Zhu De's Former Residence (朱德故居 (Zhū Dé Gùjū)) was built during the late Qing Dynasty (1644-1911). It is located in Linlang Village, Ma'an Town, Yilong County, Sichuan, China. It has a building area of about 2560 square meters, embodies buildings such as the old houses, the Zhu De Memorial Hall, the statue of Zhu De, the Cultural relics Exhibition Hall, and Lancao Garden (兰草园).

==History==
The house was built by Zhu De's ancestors in 1820, in the 25th year of Jiaqing period (1821-1851) in the Qing dynasty (1644-1911).

On 11 December 1886, Zhu De was born here. Zhu De lived here from the beginning of his life for a full 14 years, and spent his teenage years here.

In July 1980, it was listed as a provincial culture and relics site by the People's Government of Sichuan.

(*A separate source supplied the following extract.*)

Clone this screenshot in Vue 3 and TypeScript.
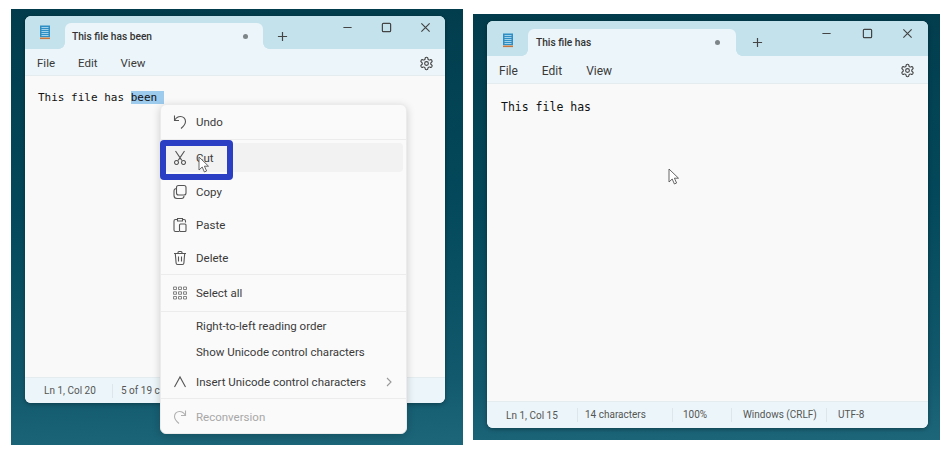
<template>
  <div class="page">
    <section
      v-for="win in windows"
      :key="win.id"
      class="desktop"
      :class="win.id"
    >
      <div class="window">
        <header class="titlebar">
          <div class="app-icon">
            <svg viewBox="0 0 12 15" width="12" height="15">
              <rect x="1" y="0.5" width="10" height="11.500" fill="#2f8fc4" />
              <path d="M2.500 2.500h7M2.500 4.500h7M2.500 6.500h7M2.500 8.500h7M2.500 10.500h7" stroke="#bfe3f2" stroke-width="0.8" />
              <rect x="1" y="12.500" width="10" height="1.600" fill="#c8743a" />
            </svg>
          </div>
          <div class="tab">
            <span class="tab-title">{{ win.text }}</span>
            <span class="tab-dot"></span>
          </div>
          <div class="new-tab">
            <svg viewBox="0 0 12 12" width="11" height="11">
              <path d="M6 1v10M1 6h10" class="line" />
            </svg>
          </div>
          <div class="caption">
            <button>
              <svg viewBox="0 0 12 12" width="11" height="11"><path d="M1.500 6h9" class="line" /></svg>
            </button>
            <button>
              <svg viewBox="0 0 12 12" width="11" height="11"><rect x="1.500" y="1.500" width="9" height="9" rx="1" class="line" /></svg>
            </button>
            <button>
              <svg viewBox="0 0 12 12" width="11" height="11"><path d="M1.500 1.500l9 9M10.500 1.500l-9 9" class="line" /></svg>
            </button>
          </div>
        </header>

        <nav class="menubar">
          <span>File</span>
          <span>Edit</span>
          <span>View</span>
          <svg class="gear" viewBox="0 0 24 24" width="15" height="15">
            <path class="line" d="M12.200 2h-.4a2 2 0 0 0-2 2v.2a2 2 0 0 1-1 1.700l-.4.3a2 2 0 0 1-2 0l-.2-.1a2 2 0 0 0-2.700.7l-.2.4a2 2 0 0 0 .7 2.700l.2.1a2 2 0 0 1 1 1.700v.6a2 2 0 0 1-1 1.700l-.2.1a2 2 0 0 0-.7 2.700l.2.4a2 2 0 0 0 2.700.7l.2-.1a2 2 0 0 1 2 0l.4.3a2 2 0 0 1 1 1.700v.2a2 2 0 0 0 2 2h.4a2 2 0 0 0 2-2v-.2a2 2 0 0 1 1-1.700l.4-.3a2 2 0 0 1 2 0l.2.1a2 2 0 0 0 2.700-.7l.2-.4a2 2 0 0 0-.7-2.700l-.2-.1a2 2 0 0 1-1-1.700v-.6a2 2 0 0 1 1-1.700l.2-.1a2 2 0 0 0 .7-2.700l-.2-.4a2 2 0 0 0-2.700-.7l-.2.1a2 2 0 0 1-2 0l-.4-.3a2 2 0 0 1-1-1.700V4a2 2 0 0 0-2-2z" />
            <circle class="line" cx="12" cy="12" r="3" />
          </svg>
        </nav>

        <main class="editor">
          <span>{{ win.plain }}</span><span v-if="win.selected" class="selection">{{ win.selected }}</span>
        </main>

        <footer class="statusbar">
          <span
            v-for="item in win.status"
            :key="item.label"
            class="cell"
            :style="{ width: item.width + 'px', paddingLeft: item.pad + 'px' }"
          >{{ item.label }}</span>
        </footer>
      </div>

      <svg class="pointer" :style="win.pointer" viewBox="0 0 12 18" width="12" height="18">
        <path d="M1 1v13l3.200-3 2.200 5 2.200-1-2.200-4.800H10.500z" fill="#fff" stroke="#555" stroke-width="0.9" stroke-linejoin="round" />
      </svg>

      <div v-if="win.id === 'before'" class="context-menu">
        <template v-for="row in menu" :key="row.label">
          <div class="menu-row" :class="[row.size, { disabled: row.disabled }]">
            <svg v-if="row.icon" :class="row.icon" viewBox="0 0 16 16" width="16" height="16">
              <path class="line" :d="icons[row.icon]" />
            </svg>
            <span class="menu-label">{{ row.label }}</span>
            <svg v-if="row.more" class="more" viewBox="0 0 8 10" width="8" height="10">
              <path class="line" d="M2 1l4 4-4 4" />
            </svg>
          </div>
          <div v-if="row.divider" class="divider"></div>
        </template>
      </div>
      <div v-if="win.id === 'before'" class="callout"></div>
    </section>
  </div>
</template>

<script setup lang="ts">
interface StatusItem {
  label: string;
  width: number;
  pad: number;
}

interface MenuRow {
  label: string;
  icon?: string;
  size: string;
  disabled?: boolean;
  more?: boolean;
  divider?: boolean;
}

const windows = [
  {
    id: "before",
    text: "This file has been",
    plain: "This file has ",
    selected: "been ",
    pointer: { left: "187px", top: "147px" },
    status: [
      { label: "Ln 1, Col 20", width: 68, pad: 0 },
      { label: "5 of 19 characters", width: 100, pad: 8 },
    ] as StatusItem[],
  },
  {
    id: "after",
    text: "This file has",
    plain: "This file has",
    selected: "",
    pointer: { left: "195px", top: "154px" },
    status: [
      { label: "Ln 1, Col 15", width: 71, pad: 0 },
      { label: "14 characters", width: 95, pad: 7 },
      { label: "100%", width: 59, pad: 10 },
      { label: "Windows (CRLF)", width: 95, pad: 11 },
      { label: "UTF-8", width: 80, pad: 11 },
    ] as StatusItem[],
  },
];

const icons: Record<string, string> = {
  undo: "M2.500 1.500v5h4.500M2.500 6.500C4 3.800 6 2.500 8.500 2.500c2.800 0 5 2.200 5 5 0 2.500-1.500 4.500-4.500 7",
  cut: "M3.500 1l6.300 9.400M12.500 1L6.200 10.400M4.500 10.500a2 2 0 1 0 .01 0zM11.500 10.500a2 2 0 1 0 .01 0z",
  copy: "M6.500 1.500h5.500a2 2 0 0 1 2 2v5.500a2 2 0 0 1-2 2H6.500a2 2 0 0 1-2-2V3.500a2 2 0 0 1 2-2zM4.500 4.500a2.500 2.500 0 0 0-2.500 2.500v4.500a3 3 0 0 0 3 3h4.500a2.500 2.500 0 0 0 2.500-2.500",
  paste: "M5 2.500H3.500a1.500 1.500 0 0 0-1.500 1.500v9a1.500 1.500 0 0 0 1.500 1.500H7M11 2.500h1a1.500 1.500 0 0 1 1.500 1.500v1.500M5.500 1.500h5v2.500h-5zM8.500 7h4.500a1 1 0 0 1 1 1v5.500a1 1 0 0 1-1 1H8.500a1 1 0 0 1-1-1V8a1 1 0 0 1 1-1z",
  trash: "M2 3.500h12M6 3.500V2.500a1 1 0 0 1 1-1h2a1 1 0 0 1 1 1v1M3.300 3.500l.8 9.500a1.500 1.500 0 0 0 1.500 1.500h4.800a1.500 1.500 0 0 0 1.500-1.500l.8-9.500M6.500 6.500v5M9.500 6.500v5",
  select: "M1.500 2h3v2.500h-3zM6.500 2h3v2.500h-3zM11.500 2h3v2.500h-3zM1.500 6.800h3v2.500h-3zM6.500 6.800h3v2.500h-3zM11.500 6.800h3v2.500h-3zM1.500 11.500h3v2.500h-3zM6.500 11.500h3v2.500h-3zM11.500 11.500h3v2.500h-3z",
  insert: "M2.500 13L8 3l5.500 10",
  reconvert: "M13.500 1.500v5H9M13.500 6.500C12 3.800 10 2.500 7.500 2.500c-2.800 0-5 2.200-5 5 0 2.500 1.500 4.500 4.500 7",
};

const menu: MenuRow[] = [
  { label: "Undo", icon: "undo", size: "first", divider: true },
  { label: "Cut", icon: "cut", size: "hovered" },
  { label: "Copy", icon: "copy", size: "tall" },
  { label: "Paste", icon: "paste", size: "tall" },
  { label: "Delete", icon: "trash", size: "tall", divider: true },
  { label: "Select all", icon: "select", size: "select-row", divider: true },
  { label: "Right-to-left reading order", size: "short top" },
  { label: "Show Unicode control characters", size: "short" },
  { label: "Insert Unicode control characters", icon: "insert", size: "tall", more: true, divider: true },
  { label: "Reconversion", icon: "reconvert", size: "last", disabled: true },
];
</script>

<style>
html,
body {
  background: #fff;
  overflow: hidden;
}
</style>

<style scoped>
.page {
  display: flex;
  align-items: flex-start;
  gap: 10px;
  width: 950px;
  height: 458px;
  padding-left: 11px;
  box-sizing: border-box;
  font-family: Roboto, "Noto Sans", sans-serif;
  color: #3a3a3a;
}

.desktop {
  position: relative;
  box-sizing: border-box;
  background: linear-gradient(178deg, #023c4c 0%, #03495b 45%, #12596d 85%, #1d6679 100%);
}

.desktop.before {
  width: 452px;
  height: 436px;
  margin-top: 9px;
  padding: 7px 18px 0 14px;
}

.desktop.after {
  width: 467px;
  height: 426px;
  margin-top: 14px;
  padding: 7px 12px 0 14px;
}

.window {
  display: flex;
  flex-direction: column;
  border-radius: 6px;
  overflow: hidden;
  background: #f9f9f9;
  box-shadow: 0 1px 4px rgba(0, 0, 0, 0.35);
}

.before .window {
  height: 387px;
}

.after .window {
  height: 407px;
}

.titlebar {
  display: flex;
  align-items: flex-end;
  flex: none;
  background: #c4e2ec;
}

.before .titlebar {
  height: 33px;
}

.after .titlebar {
  height: 35px;
}

.app-icon {
  display: flex;
  align-items: center;
  justify-content: center;
  align-self: stretch;
  width: 40px;
}

.after .app-icon {
  width: 41px;
  padding-top: 3px;
}

.tab {
  position: relative;
  display: flex;
  align-items: center;
  justify-content: space-between;
  box-sizing: border-box;
  background: #ecf5f9;
  border-radius: 6px 6px 0 0;
  font-size: 10.2px;
  font-weight: 500;
  color: #333;
}

.before .tab {
  width: 198px;
  height: 26px;
  padding: 0 15px 0 7px;
}

.after .tab {
  width: 208px;
  height: 27px;
  padding: 0 16px 0 8px;
}

.tab::before,
.tab::after {
  content: "";
  position: absolute;
  bottom: 0;
  width: 6px;
  height: 6px;
}

.tab::before {
  left: -6px;
  background: radial-gradient(circle at 0 0, #c4e2ec 5.5px, #ecf5f9 6px);
}

.tab::after {
  right: -6px;
  background: radial-gradient(circle at 100% 0, #c4e2ec 5.5px, #ecf5f9 6px);
}

.tab-dot {
  width: 5px;
  height: 5px;
  border-radius: 50%;
  background: #7d8589;
}

.new-tab {
  display: flex;
  justify-content: center;
  align-items: center;
  align-self: flex-end;
  width: 38px;
  height: 26px;
}

.after .new-tab {
  width: 42px;
  height: 27px;
}

.caption {
  display: flex;
  align-self: flex-start;
  margin-left: auto;
}

.caption button {
  display: flex;
  align-items: center;
  justify-content: center;
  padding: 0;
  border: 0;
  background: none;
  width: 39px;
  height: 22px;
}

.after .caption button {
  width: 40.5px;
  height: 24px;
}

.line {
  fill: none;
  stroke: #444;
  stroke-width: 1.3;
}

.menubar {
  display: flex;
  align-items: center;
  flex: none;
  box-sizing: border-box;
  padding-top: 2px;
  background: #ecf5f9;
  border-bottom: 1px solid #e4ecef;
  font-size: 11.5px;
}

.before .menubar {
  height: 27px;
  gap: 23px;
  padding-left: 12px;
  padding-right: 12px;
}

.after .menubar {
  height: 28px;
  gap: 24px;
  padding-left: 12px;
  padding-right: 13px;
  font-size: 12px;
}

.gear {
  margin-left: auto;
}

.gear .line {
  stroke-width: 1.8;
}

.before .gear {
  margin-right: -1px;
}

.editor {
  flex: 1;
  font-family: "DejaVu Sans Mono", "Liberation Mono", monospace;
  color: #111;
  white-space: pre;
  line-height: 16px;
}

.before .editor {
  padding: 14px 13px 0;
  font-size: 11px;
}

.after .editor {
  padding: 15px 14px 0;
  font-size: 11.5px;
}

.selection {
  background: #9ccbee;
}

.statusbar {
  display: flex;
  align-items: center;
  flex: none;
  box-sizing: border-box;
  padding-left: 19px;
  background: #ecf5f9;
  border-top: 1px solid #e4ecef;
  font-size: 10px;
  color: #555;
}

.before .statusbar {
  height: 26px;
}

.after .statusbar {
  height: 27px;
}

.cell {
  flex: none;
  box-sizing: border-box;
  white-space: nowrap;
}

.cell + .cell {
  border-left: 1px solid #dde6ea;
  line-height: 14px;
}

.pointer {
  position: absolute;
  z-index: 3;
}

.context-menu {
  position: absolute;
  z-index: 1;
  left: 149px;
  top: 95px;
  box-sizing: border-box;
  width: 247px;
  height: 330px;
  background: #fafafa;
  border: 1px solid #ebebeb;
  border-radius: 6px;
  box-shadow: 0 2px 8px rgba(0, 0, 0, 0.18);
  font-size: 11.5px;
}

.menu-row {
  display: flex;
  align-items: center;
  gap: 8px;
  padding-left: 11px;
  white-space: nowrap;
}

.menu-row .line {
  stroke: #555;
  stroke-width: 1.1;
}

.menu-row.first {
  height: 34px;
}

.menu-row.tall {
  height: 33px;
}

.menu-row.hovered {
  height: 29px;
  margin: 3px 3px 3px 4px;
  padding-left: 7px;
  border-radius: 4px;
  background: #f2f2f2;
}

.menu-row.select-row {
  height: 36px;
}

.menu-row.short {
  height: 26px;
  padding-left: 35px;
}

.menu-row.short.top {
  height: 27px;
}

.menu-row.last {
  height: 35px;
}

.menu-row.disabled {
  color: #a8a8a8;
}

.menu-row.disabled .line {
  stroke: #b0b0b0;
}

.select .line {
  stroke: #777;
  stroke-width: 0.9;
}

.more {
  margin-left: auto;
  margin-right: 13px;
}

.menu-row .more .line {
  stroke: #999;
}

.divider {
  height: 1px;
  background: #ececec;
}

.callout {
  position: absolute;
  z-index: 2;
  left: 149px;
  top: 131px;
  box-sizing: border-box;
  width: 73px;
  height: 40px;
  border: 6px solid #2a3fc4;
  border-radius: 4px;
}
</style>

In 1988, it has been designated as a "Major National Historical and Cultural Sites" by the State Council of China.

On 1 August 1982, Deng Xiaoping wrote the Chinese characters "Zhu De's Former Residence" on the horizontal tablet.

On 11 December 1996, the statue of Zhu De was established. At the same year, it was listed as a National Patriotic Education Base.